TASK TO COMPLETE:
Transcribe the listing below from its opening line up to and including the line that contains "import React from"; reproduce nothing else.

────────────────

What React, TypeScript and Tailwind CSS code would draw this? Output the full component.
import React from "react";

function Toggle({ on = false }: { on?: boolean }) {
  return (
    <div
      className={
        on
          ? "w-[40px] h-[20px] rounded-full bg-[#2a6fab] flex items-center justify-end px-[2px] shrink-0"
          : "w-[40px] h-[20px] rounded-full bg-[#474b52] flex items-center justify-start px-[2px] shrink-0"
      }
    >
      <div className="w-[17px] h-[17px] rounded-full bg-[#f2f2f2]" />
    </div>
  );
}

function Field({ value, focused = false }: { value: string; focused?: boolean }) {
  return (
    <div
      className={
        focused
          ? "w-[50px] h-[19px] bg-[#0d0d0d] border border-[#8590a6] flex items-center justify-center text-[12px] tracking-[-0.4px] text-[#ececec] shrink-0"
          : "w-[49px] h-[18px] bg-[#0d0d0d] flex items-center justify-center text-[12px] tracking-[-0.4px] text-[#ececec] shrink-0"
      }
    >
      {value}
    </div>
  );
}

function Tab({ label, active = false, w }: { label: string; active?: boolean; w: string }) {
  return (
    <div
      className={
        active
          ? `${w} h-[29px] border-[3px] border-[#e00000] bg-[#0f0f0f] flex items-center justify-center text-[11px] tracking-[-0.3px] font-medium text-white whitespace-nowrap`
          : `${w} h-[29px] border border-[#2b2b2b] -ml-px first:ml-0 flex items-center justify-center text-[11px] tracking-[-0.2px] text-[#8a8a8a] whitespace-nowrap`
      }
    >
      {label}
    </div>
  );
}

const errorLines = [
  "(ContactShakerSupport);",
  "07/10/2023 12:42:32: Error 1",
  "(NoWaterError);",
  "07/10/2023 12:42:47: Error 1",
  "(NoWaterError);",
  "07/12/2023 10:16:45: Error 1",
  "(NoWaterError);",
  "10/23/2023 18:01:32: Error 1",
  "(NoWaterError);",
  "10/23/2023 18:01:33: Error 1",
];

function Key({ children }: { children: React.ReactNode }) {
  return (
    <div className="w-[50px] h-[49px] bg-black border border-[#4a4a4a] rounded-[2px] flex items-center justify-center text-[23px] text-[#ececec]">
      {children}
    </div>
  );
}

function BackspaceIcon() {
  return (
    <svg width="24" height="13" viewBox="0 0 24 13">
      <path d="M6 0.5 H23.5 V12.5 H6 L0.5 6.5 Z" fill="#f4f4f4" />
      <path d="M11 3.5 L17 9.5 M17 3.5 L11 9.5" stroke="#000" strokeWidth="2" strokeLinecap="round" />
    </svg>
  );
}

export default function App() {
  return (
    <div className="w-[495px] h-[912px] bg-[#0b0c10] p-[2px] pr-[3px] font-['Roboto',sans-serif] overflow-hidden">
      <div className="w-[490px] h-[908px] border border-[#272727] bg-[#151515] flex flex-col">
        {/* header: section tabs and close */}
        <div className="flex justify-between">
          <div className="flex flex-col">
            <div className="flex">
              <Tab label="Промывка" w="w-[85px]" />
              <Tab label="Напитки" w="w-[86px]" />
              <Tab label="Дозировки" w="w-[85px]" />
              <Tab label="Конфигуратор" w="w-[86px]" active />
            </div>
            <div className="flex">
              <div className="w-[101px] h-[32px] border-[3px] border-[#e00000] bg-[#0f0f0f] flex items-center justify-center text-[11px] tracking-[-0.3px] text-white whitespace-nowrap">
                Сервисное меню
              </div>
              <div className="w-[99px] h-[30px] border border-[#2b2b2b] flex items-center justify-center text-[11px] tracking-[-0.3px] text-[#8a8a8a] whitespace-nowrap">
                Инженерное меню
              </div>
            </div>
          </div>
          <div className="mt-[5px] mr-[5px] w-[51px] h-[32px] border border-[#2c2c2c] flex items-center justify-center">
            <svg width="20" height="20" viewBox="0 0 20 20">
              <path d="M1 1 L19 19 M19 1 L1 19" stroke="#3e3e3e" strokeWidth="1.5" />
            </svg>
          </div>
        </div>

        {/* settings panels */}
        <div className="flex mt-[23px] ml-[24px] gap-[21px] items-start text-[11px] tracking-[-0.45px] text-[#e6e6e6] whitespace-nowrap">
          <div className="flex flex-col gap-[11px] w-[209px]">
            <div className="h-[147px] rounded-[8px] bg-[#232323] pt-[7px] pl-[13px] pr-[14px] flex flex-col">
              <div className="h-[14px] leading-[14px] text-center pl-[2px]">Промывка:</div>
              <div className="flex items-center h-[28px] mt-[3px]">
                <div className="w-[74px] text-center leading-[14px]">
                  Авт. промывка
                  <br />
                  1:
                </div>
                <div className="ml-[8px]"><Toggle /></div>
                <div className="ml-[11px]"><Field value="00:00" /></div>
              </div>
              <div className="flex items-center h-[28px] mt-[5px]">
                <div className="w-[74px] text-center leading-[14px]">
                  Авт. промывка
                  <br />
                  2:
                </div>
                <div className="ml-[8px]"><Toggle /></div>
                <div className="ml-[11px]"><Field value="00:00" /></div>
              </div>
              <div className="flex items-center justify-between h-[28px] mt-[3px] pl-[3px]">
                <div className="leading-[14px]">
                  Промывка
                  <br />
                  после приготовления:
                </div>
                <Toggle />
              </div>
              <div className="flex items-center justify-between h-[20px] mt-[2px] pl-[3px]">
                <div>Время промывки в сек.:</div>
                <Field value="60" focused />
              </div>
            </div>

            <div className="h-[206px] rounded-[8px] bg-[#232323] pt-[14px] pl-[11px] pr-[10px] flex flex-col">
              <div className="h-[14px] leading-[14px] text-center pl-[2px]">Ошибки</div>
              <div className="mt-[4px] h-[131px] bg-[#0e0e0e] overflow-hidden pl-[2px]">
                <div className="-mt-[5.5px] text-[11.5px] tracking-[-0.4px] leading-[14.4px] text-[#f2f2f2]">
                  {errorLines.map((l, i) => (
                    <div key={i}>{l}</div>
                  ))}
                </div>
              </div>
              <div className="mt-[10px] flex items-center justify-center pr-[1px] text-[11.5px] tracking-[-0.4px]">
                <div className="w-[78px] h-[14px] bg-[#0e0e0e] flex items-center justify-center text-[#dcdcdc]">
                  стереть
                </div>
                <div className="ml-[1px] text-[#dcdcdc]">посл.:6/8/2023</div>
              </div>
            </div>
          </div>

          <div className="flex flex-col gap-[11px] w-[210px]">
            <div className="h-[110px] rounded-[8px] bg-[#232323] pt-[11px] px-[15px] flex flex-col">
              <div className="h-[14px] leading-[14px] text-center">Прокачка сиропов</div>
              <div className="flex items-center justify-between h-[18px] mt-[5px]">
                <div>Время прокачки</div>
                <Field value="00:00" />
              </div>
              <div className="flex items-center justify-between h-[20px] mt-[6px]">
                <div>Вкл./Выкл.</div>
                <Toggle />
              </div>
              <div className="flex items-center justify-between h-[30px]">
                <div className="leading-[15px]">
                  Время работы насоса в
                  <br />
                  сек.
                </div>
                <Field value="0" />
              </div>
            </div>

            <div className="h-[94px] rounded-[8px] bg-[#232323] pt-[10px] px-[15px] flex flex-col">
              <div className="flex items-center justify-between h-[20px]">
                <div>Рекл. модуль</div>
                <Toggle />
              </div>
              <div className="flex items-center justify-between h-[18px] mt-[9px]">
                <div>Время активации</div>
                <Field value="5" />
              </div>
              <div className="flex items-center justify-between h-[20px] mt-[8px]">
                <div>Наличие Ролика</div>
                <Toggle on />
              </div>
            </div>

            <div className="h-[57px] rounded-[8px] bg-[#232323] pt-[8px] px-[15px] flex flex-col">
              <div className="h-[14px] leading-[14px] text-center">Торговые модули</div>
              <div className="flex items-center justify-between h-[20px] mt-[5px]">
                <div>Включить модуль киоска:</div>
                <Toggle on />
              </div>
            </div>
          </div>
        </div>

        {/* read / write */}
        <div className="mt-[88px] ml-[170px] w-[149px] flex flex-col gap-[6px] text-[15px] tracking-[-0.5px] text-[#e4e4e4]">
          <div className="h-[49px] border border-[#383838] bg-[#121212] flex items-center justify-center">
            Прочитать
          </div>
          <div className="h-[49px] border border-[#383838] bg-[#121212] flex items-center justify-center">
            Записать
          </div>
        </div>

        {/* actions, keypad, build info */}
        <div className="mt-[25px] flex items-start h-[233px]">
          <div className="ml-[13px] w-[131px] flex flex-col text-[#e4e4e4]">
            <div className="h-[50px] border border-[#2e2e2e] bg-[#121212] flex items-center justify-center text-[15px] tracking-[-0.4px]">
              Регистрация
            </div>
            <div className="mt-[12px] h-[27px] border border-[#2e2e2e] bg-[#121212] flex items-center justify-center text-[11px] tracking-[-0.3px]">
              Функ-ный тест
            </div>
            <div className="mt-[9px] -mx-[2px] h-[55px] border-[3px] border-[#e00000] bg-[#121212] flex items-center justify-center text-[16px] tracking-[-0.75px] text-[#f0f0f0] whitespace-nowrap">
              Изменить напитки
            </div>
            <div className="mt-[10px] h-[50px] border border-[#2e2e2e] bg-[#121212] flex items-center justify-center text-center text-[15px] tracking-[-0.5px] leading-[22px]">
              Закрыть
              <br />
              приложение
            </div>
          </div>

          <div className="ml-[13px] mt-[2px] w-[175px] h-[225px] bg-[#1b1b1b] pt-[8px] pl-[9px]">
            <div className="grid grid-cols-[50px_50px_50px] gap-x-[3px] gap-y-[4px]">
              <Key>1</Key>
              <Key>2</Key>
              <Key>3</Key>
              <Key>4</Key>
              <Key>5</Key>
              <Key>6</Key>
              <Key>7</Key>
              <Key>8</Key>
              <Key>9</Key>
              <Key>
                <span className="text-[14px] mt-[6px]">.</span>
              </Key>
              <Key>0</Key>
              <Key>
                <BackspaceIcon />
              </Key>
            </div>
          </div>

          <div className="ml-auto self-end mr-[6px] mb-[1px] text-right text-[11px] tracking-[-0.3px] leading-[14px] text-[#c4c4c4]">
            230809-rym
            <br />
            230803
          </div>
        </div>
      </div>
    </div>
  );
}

────────────────

ANSWER TO THE PROBLEM:
What React, TypeScript and Tailwind CSS code would draw this? Output the full component.
import React from "react";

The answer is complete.